1) Constitution of India has clearly demarcated the power of Centre and State for levy and collection of tax.

2) Centre is empowered to levy and collect central excise duty on manufacturing of goods (except alcohol for human consumption,narcotics, opium) while State has the power to levy and collect State VAT (value addition tax) on sale of such goods.

3) In case of inter-state sale, though the power to levy Central Sales Tax (CST) is with the Central Government (CG), but the originating state collects and retains the same.

4) For services, service tax is levied and collected by Centre.

5) While export is tax free, on import of goods to India, CG in order to counterbalance the effect of excise duty, CST, state VAT on domestic products, collects additional duties of custom.

◆ “No doubt that GST would be a very significant indirect tax reform in India.” ◆

◆GST intends to subsume most indirect taxes under a single taxation regime and hence it would mitigate cascading or double taxation in a major way.

◆But this would also require many amendments in the constitution as well.

■Scope of GST■

1) GST would be destination based instead of the present concept of origin based.
This means that it will be collected on consumption.

2) GST would be a single tax applicable on all goods and services except :-
~ alcohol for human consumption ~ ~ electricity
~ real estate

3) On petroleum products, it would be applicable from a later date as recommended by the GST Council.

4) Tobacco and tobacco products would also be subject to GST. In addition, Centre would continue to levy Central Excise Duty.

◆ Components of GST◆

1)  GST would comprise of three components namely :-

~ CGST – which would be levied and collected by CG.
~ SGST – which would be levied and collected by SG.
~ IGST  – which would be levied and collected by CG on Inter-state sale so as to maintain the credit chain.
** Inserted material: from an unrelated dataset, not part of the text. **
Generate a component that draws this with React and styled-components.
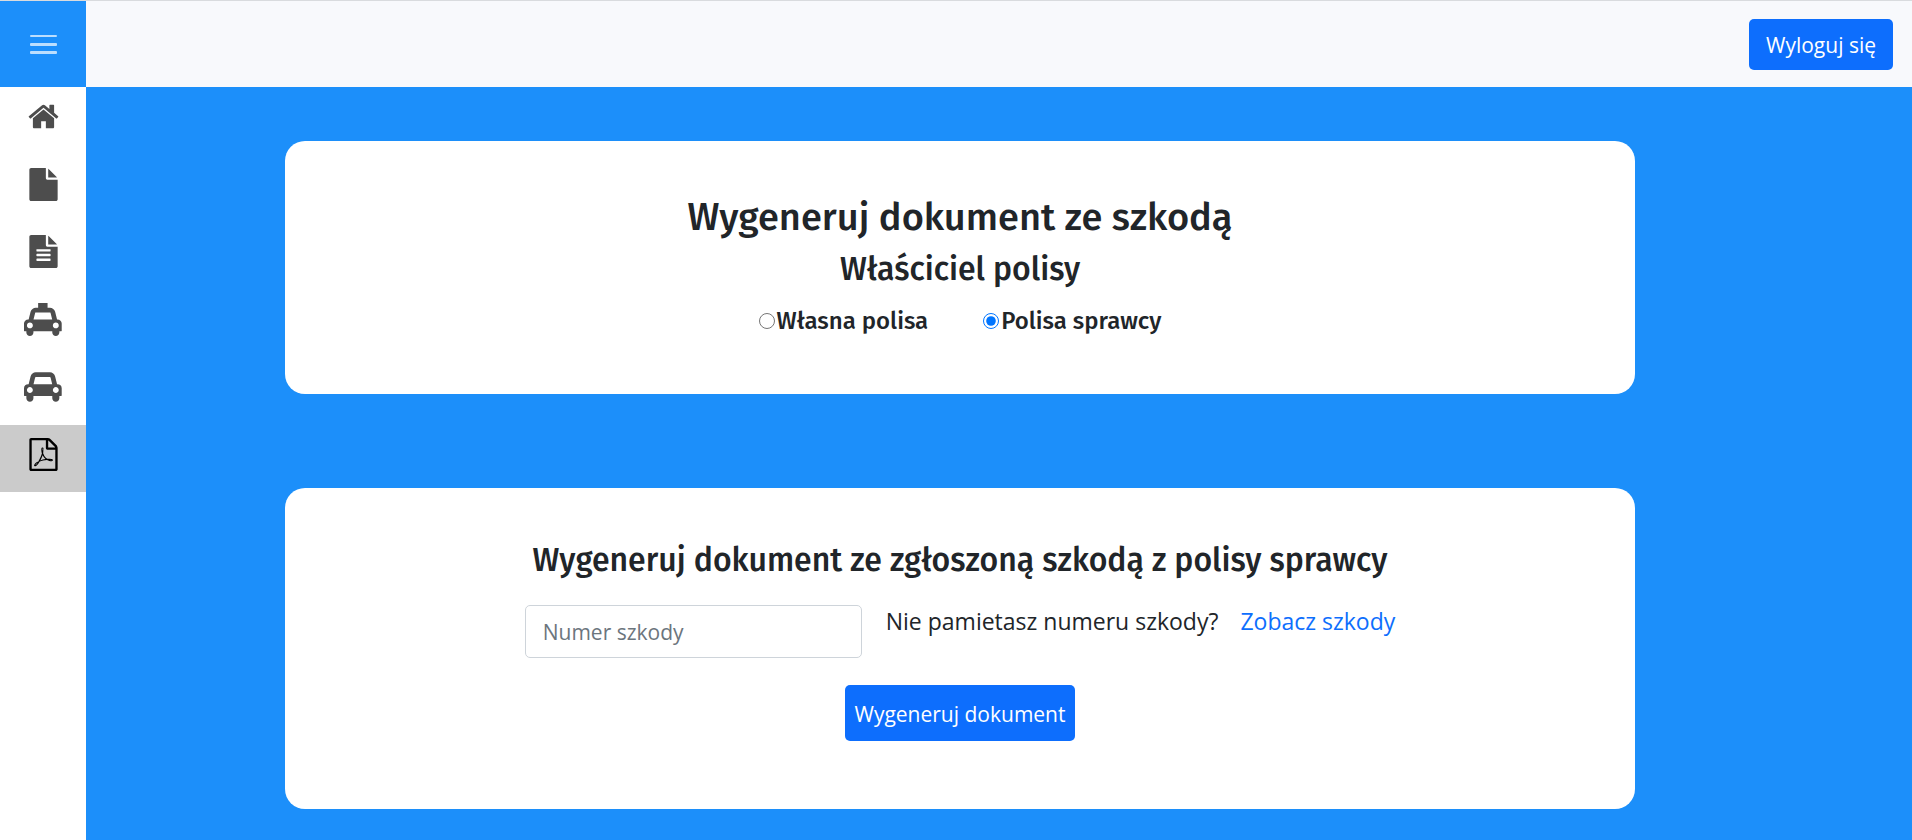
import React, { useState } from "react";
import styled, { createGlobalStyle } from "styled-components";

const GlobalStyle = createGlobalStyle`
  *, *::before, *::after { box-sizing: border-box; }
  body {
    margin: 0;
    background: #fff;
    color: #212529;
    font-family: "Segoe UI", "Open Sans", "Noto Sans", sans-serif;
    font-size: 21px;
    line-height: 32px;
  }
`;

const Page = styled.div`
  display: grid;
  grid-template-columns: 86px 1fr;
  grid-template-rows: auto 1fr;
  min-height: 100vh;
  border-top: 1px solid #d9dbde;
`;

const MenuButton = styled.button`
  display: flex;
  align-items: center;
  justify-content: center;
  border: 0;
  padding: 0;
  background: #1c8ffa;
  color: rgba(255, 255, 255, 0.7);
  cursor: pointer;
`;

const TopBar = styled.header`
  display: flex;
  justify-content: flex-end;
  align-items: center;
  padding: 18px 19px 17px;
  background: #f8f9fc;
`;

const PrimaryButton = styled.button`
  border: 0;
  border-radius: 5px;
  padding: ${(p) => (p.$tall ? "13px 10px 11px" : "10px 17px 9px")};
  background: #0d6efd;
  color: #fff;
  font: inherit;
  cursor: pointer;
`;

const SideNav = styled.nav`
  display: grid;
  grid-template-rows: repeat(6, 1fr);
  align-self: start;
  height: 405px;
`;

const SideLink = styled.a`
  display: flex;
  justify-content: center;
  padding-top: 13px;
  color: ${(p) => (p.$active ? "#000" : "#4d4d4d")};
  background: ${(p) => (p.$active ? "#cbcbcb" : "transparent")};
`;

const Glyph = styled.svg`
  display: block;
  height: 33px;
  fill: currentColor;
`;

const Main = styled.main`
  display: flex;
  flex-direction: column;
  align-items: center;
  gap: 94px;
  padding: 54px 78px 31px 0;
  background: #1c8ffa;
`;

const Card = styled.section`
  display: flex;
  flex-direction: column;
  align-items: center;
  width: 100%;
  max-width: 1350px;
  padding: ${(p) => (p.$form ? "52px 20px 68px" : "52px 20px 57px")};
  border-radius: 20px;
  background: #fff;
  text-align: center;
`;

const Title = styled.h1`
  margin: 0 0 8px;
  font-family: "Fira Sans", "Noto Sans", sans-serif;
  font-weight: 500;
  font-size: 38px;
  line-height: 48px;
`;

const Subtitle = styled.h2`
  margin: 0;
  font-family: "Fira Sans", "Noto Sans", sans-serif;
  font-weight: 500;
  font-size: 32px;
  line-height: 40px;
`;

const Choices = styled.div`
  display: flex;
  flex-wrap: wrap;
  justify-content: center;
  gap: 55px;
  margin-top: 16px;
`;

const Choice = styled.label`
  display: flex;
  align-items: center;
  gap: 2px;
  font-family: "Fira Sans", "Noto Sans", sans-serif;
  font-weight: 500;
  font-size: 24px;
`;

const Radio = styled.input`
  width: 16px;
  height: 16px;
  margin: 0;
  accent-color: #0075ff;
`;

const ClaimForm = styled.form`
  display: flex;
  flex-direction: column;
  align-items: center;
  gap: 27px;
  margin-top: 25px;
`;

const FieldRow = styled.div`
  display: flex;
  flex-wrap: wrap;
  align-items: flex-start;
  justify-content: center;
  font-size: 23px;
`;

const ClaimInput = styled.input`
  width: 337px;
  height: 53px;
  padding: 0 17px;
  border: 1px solid #ced4da;
  border-radius: 5px;
  color: #212529;
  font: inherit;
  font-size: 21px;

  &::placeholder {
    color: #6c757d;
    opacity: 1;
  }
`;

const Hint = styled.span`
  margin: 0 22px 0 24px;
`;

const ClaimsLink = styled.a`
  color: #0d6efd;
  text-decoration: none;
`;

const CAR_TOP =
  "M480 1088q0-66-47-113t-113-47-113 47-47 113 47 113 113 47 113-47 47-113zm36-320h1016l-89-357q-2-8-14-17.5t-21-9.5h-768q-9 0-21 9.5t-14 17.5zm1372 320q0-66-47-113t-113-47-113 47-47 113 47 113 113 47 113-47 47-113z";
const carPath = (leg) =>
  `${CAR_TOP}m160-96v384q0 14-9 23t-23 9h-96v${leg}q0 80-56 136t-136 56-136-56-56-136v-${leg}h-1024v${leg}q0 80-56 136t-136 56-136-56-56-136v-${leg}h-96q-14 0-23-9t-9-23v-384q0-93 65.5-158.5t158.5-65.5h28l105-419q23-94 104-157.5t179-63.5h768q98 0 179 63.5t104 157.5l105 419h28q93 0 158.5 65.5t65.5 158.5z`;

const ICONS = {
  home: {
    box: "0 0 1792 1792",
    d: "M1472 992v480q0 26-19 45t-45 19h-384v-384h-256v384h-384q-26 0-45-19t-19-45v-480q0-1 .5-3t.5-3l575-474 575 474q1 2 1 6zm223-69l-62 74q-8 9-21 11h-3q-13 0-21-7l-692-577-692 577q-12 8-24 7-13-2-21-11l-62-74q-8-10-7-23.5t11-21.5l719-599q32-26 76-26t76 26l244 204v-195q0-14 9-23t23-9h192q14 0 23 9t9 23v408l219 182q10 8 11 21.5t-7 23.5z",
  },
  file: {
    box: "0 0 1792 1792",
    d: "M1152 512v-472q22 14 36 28l408 408q14 14 28 36h-472zm-128 32q0 40 28 68t68 28h544v1056q0 40-28 68t-68 28h-1344q-40 0-68-28t-28-68v-1600q0-40 28-68t68-28h800v544z",
  },
  report: {
    box: "0 0 1792 1792",
    d: "M1596 476q14 14 28 36h-472v-472q22 14 36 28zm-476 164h544v1056q0 40-28 68t-68 28h-1344q-40 0-68-28t-28-68v-1600q0-40 28-68t68-28h800v544q0 40 28 68t68 28zm160 736v-64q0-14-9-23t-23-9h-704q-14 0-23 9t-9 23v64q0 14 9 23t23 9h704q14 0 23-9t9-23zm0-256v-64q0-14-9-23t-23-9h-704q-14 0-23 9t-9 23v64q0 14 9 23t23 9h704q14 0 23-9t9-23zm0-256v-64q0-14-9-23t-23-9h-704q-14 0-23 9t-9 23v64q0 14 9 23t23 9h704q14 0 23-9t9-23z",
  },
  taxi: {
    box: "0 -128 2048 1792",
    d: `${carPath(64)}M768-128h512v288h-512z`,
  },
  car: { box: "0 0 2048 1792", d: carPath(128) },
  pdf: {
    box: "0 0 1792 1792",
    d: "M1596 380q28 28 48 76t20 88v1152q0 40-28 68t-68 28h-1344q-40 0-68-28t-28-68v-1600q0-40 28-68t68-28h896q40 0 88 20t76 48zm-444-244v376h376q-10-29-22-41l-313-313q-12-12-41-22zm384 1528v-1024h-416q-40 0-68-28t-28-68v-416h-768v1536h1280zm-514-593q33 26 84 56 59-7 117-7 147 0 177 49 16 22 2 52 0 1-1 2l-2 2v1q-6 38-71 38-48 0-115-20t-130-53q-221 24-392 83-153 262-242 262-15 0-28-7l-24-12q-1-1-6-5-10-10-6-36 9-40 56-91.5t132-96.5q14-9 23 6 2 2 2 4 52-85 107-197 68-136 104-262-24-82-30.5-159.5t6.5-127.5q11-40 42-40h22q23 0 35 15 18 21 9 68-2 6-4 8 1 3 1 8v30q-2 123-14 192 55 164 146 238zm-576 411q52-24 137-158-51 40-87.5 84t-49.5 74zm398-920q-15 42-2 132 1-7 7-44 0-3 7-43 1-4 4-8-1-1-1-2t-1-2-1-3q-1-22-13-36 0 1-1 2v2zm-124 661q135-54 284-81-2-1-13-9.5t-16-13.5q-76-67-127-176-27 86-83 197-30 56-45 83zm646-16q-24-24-140-24 76 28 124 28 14 0 18-1 0-1-2-3z",
  },
};

const NAV = [
  { icon: "home", label: "Strona główna" },
  { icon: "file", label: "Polisa" },
  { icon: "report", label: "Polisy" },
  { icon: "taxi", label: "Zgłoś szkodę" },
  { icon: "car", label: "Szkody" },
  { icon: "pdf", label: "Dokument", active: true },
];

export default function App() {
  const [owner, setOwner] = useState("other");
  const [claim, setClaim] = useState("");

  return (
    <>
      <GlobalStyle />
      <Page>
        <MenuButton type="button" aria-label="Menu">
          <svg width="27" height="20" viewBox="0 0 27 20" fill="currentColor" aria-hidden="true">
            <rect y="1" width="27" height="2" rx="1" />
            <rect y="9" width="27" height="3" rx="1" />
            <rect y="17" width="27" height="3" rx="1" />
          </svg>
        </MenuButton>
        <TopBar>
          <PrimaryButton type="button">Wyloguj się</PrimaryButton>
        </TopBar>
        <SideNav>
          {NAV.map(({ icon, label, active }) => (
            <SideLink key={icon} href="#" aria-label={label} $active={active}>
              <Glyph viewBox={ICONS[icon].box} aria-hidden="true">
                <path d={ICONS[icon].d} />
              </Glyph>
            </SideLink>
          ))}
        </SideNav>
        <Main>
          <Card>
            <Title>Wygeneruj dokument ze szkodą</Title>
            <Subtitle>Właściciel polisy</Subtitle>
            <Choices>
              <Choice>
                <Radio
                  type="radio"
                  name="owner"
                  checked={owner === "own"}
                  onChange={() => setOwner("own")}
                />
                Własna polisa
              </Choice>
              <Choice>
                <Radio
                  type="radio"
                  name="owner"
                  checked={owner === "other"}
                  onChange={() => setOwner("other")}
                />
                Polisa sprawcy
              </Choice>
            </Choices>
          </Card>
          <Card $form>
            <Subtitle>Wygeneruj dokument ze zgłoszoną szkodą z polisy sprawcy</Subtitle>
            <ClaimForm onSubmit={(e) => e.preventDefault()}>
              <FieldRow>
                <ClaimInput
                  type="text"
                  aria-label="Numer szkody"
                  placeholder="Numer szkody"
                  value={claim}
                  onChange={(e) => setClaim(e.target.value)}
                />
                <Hint>Nie pamietasz numeru szkody?</Hint>
                <ClaimsLink href="#">Zobacz szkody</ClaimsLink>
              </FieldRow>
              <PrimaryButton type="submit" $tall>
                Wygeneruj dokument
              </PrimaryButton>
            </ClaimForm>
          </Card>
        </Main>
      </Page>
    </>
  );
}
《》NOTE – Import of goods and services would be treated as inter-state sale under the GST system and IGST would be collected by the Centre in addition to applicable Custom duties.

《》NOTE – Rates of CGST, SGST and IGST would be mutually agreed upon by the Centre and State.
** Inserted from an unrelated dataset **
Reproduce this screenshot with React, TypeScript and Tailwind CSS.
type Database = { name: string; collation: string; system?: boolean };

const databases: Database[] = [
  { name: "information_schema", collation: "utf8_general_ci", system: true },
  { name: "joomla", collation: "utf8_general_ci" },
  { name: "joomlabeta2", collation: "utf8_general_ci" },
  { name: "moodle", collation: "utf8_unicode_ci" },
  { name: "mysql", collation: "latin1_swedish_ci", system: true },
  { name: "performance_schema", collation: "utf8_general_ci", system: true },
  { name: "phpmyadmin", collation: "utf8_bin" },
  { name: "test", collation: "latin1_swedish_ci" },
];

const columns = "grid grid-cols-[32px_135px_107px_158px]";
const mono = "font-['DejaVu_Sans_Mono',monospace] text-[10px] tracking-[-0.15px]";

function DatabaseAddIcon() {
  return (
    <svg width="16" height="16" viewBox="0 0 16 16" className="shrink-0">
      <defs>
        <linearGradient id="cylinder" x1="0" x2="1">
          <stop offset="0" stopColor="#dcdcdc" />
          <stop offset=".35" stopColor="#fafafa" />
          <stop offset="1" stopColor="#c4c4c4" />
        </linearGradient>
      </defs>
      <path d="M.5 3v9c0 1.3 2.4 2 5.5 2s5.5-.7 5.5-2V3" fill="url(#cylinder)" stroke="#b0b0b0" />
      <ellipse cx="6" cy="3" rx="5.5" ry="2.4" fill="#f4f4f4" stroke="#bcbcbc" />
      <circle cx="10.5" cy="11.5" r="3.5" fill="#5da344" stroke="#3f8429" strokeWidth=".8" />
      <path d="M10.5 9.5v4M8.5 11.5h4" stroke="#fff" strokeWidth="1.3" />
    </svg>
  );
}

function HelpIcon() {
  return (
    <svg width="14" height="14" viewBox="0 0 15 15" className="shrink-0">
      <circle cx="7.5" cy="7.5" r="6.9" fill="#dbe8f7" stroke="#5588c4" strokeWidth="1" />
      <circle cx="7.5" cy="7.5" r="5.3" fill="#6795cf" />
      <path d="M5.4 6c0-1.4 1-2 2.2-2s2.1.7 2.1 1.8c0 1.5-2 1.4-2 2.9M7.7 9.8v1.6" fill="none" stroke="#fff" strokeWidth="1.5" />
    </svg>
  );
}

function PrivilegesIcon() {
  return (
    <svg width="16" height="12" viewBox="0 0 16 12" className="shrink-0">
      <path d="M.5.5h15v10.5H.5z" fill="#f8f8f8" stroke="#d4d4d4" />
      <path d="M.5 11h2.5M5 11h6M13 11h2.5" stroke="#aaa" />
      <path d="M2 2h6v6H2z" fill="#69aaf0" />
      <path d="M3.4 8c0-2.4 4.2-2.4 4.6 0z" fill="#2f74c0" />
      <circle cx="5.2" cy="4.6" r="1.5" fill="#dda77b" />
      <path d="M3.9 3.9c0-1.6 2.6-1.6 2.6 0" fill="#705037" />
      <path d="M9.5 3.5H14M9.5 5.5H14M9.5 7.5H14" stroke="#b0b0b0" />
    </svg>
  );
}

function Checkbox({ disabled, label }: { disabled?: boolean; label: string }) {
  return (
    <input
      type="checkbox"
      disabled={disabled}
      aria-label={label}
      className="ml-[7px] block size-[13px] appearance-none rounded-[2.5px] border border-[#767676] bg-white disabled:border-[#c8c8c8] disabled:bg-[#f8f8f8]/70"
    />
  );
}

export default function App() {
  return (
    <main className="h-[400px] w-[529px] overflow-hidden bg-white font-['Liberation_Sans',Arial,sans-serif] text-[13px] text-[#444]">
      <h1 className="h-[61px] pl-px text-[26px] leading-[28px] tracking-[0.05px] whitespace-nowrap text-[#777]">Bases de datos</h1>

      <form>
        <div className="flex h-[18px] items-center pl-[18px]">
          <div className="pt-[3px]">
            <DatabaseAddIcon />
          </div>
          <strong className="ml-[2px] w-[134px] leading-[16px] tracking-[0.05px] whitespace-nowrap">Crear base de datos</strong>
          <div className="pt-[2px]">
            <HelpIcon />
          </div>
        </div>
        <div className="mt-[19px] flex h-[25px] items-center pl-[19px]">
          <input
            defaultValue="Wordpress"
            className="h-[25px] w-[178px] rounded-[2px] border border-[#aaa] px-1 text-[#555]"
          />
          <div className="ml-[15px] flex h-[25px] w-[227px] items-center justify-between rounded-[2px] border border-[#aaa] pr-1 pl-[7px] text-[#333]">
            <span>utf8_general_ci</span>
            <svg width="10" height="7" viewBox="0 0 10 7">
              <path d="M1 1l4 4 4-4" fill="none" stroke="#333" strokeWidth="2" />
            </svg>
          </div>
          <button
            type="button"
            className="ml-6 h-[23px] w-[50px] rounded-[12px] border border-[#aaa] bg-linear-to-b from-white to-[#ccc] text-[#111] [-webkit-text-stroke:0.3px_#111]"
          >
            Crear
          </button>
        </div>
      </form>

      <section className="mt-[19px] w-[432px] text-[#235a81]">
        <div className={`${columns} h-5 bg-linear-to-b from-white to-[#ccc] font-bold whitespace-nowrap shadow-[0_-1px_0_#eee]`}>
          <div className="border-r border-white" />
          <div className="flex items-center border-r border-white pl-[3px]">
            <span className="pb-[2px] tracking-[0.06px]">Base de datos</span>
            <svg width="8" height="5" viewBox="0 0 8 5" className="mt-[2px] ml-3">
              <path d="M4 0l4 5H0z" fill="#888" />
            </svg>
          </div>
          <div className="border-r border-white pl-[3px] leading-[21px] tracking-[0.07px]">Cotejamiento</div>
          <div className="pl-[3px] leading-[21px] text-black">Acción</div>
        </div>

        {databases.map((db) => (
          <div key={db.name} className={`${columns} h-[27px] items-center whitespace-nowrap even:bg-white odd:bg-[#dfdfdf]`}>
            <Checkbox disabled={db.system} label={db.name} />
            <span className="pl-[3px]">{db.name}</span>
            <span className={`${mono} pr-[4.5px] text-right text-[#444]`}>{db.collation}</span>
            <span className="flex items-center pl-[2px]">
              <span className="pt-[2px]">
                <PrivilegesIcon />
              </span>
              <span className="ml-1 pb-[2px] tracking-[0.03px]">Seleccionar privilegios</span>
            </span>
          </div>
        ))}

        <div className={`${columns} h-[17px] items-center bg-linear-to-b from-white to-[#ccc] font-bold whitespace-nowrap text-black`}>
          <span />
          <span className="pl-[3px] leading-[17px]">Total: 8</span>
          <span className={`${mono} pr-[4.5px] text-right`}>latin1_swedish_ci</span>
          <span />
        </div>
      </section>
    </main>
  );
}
2) Also for initial period of 2years or more, a non-vatable additional tax not exceeding 1% on inter-state supply of goods would be levied and collected by Centre and assigned to originating State.
This additional 1% tax would dilute the objective of creating a harmonized national market for goods and services.
Further, cascading of taxes will continue.

◆ Why GST?◆

If you get adequate credit of input tax against the tax liability on output, it will hamper your pocket less..!!

But non availability of Input Tax Credit (ITC) simply add up to your   cost and thereby making the goods costlier as well as also leads to double taxation i.e. tax on tax.

‘These flaws in the present system gives birth to GST.’

◆ What about Credit? ◆

Credit to be utilised in following manner :-

1) ITC of CGST – against CGST.
2) ITC of SGST – against SGST.
3) ITC of CGST – against CGST,IGST in that order.
4) ITC of SGST – against SGST, IGST in that order.
5) ITC of IGST – against IGST,CGST,SGST in that order.

◆ Merger of taxes ◆

GST would subsume following taxes :-
1) central excise duty
2) additional duty of excise
3) additional duties of custom
4) special additional duty of custom
5) service tax
6) state VAT, central sales tax
7) luxury tax, entertainment tax
8) purchase tax , entry tax
9) tax on advertisements
10) tax on lotteries,betting and gambling

Lets discuss more in detail as needed.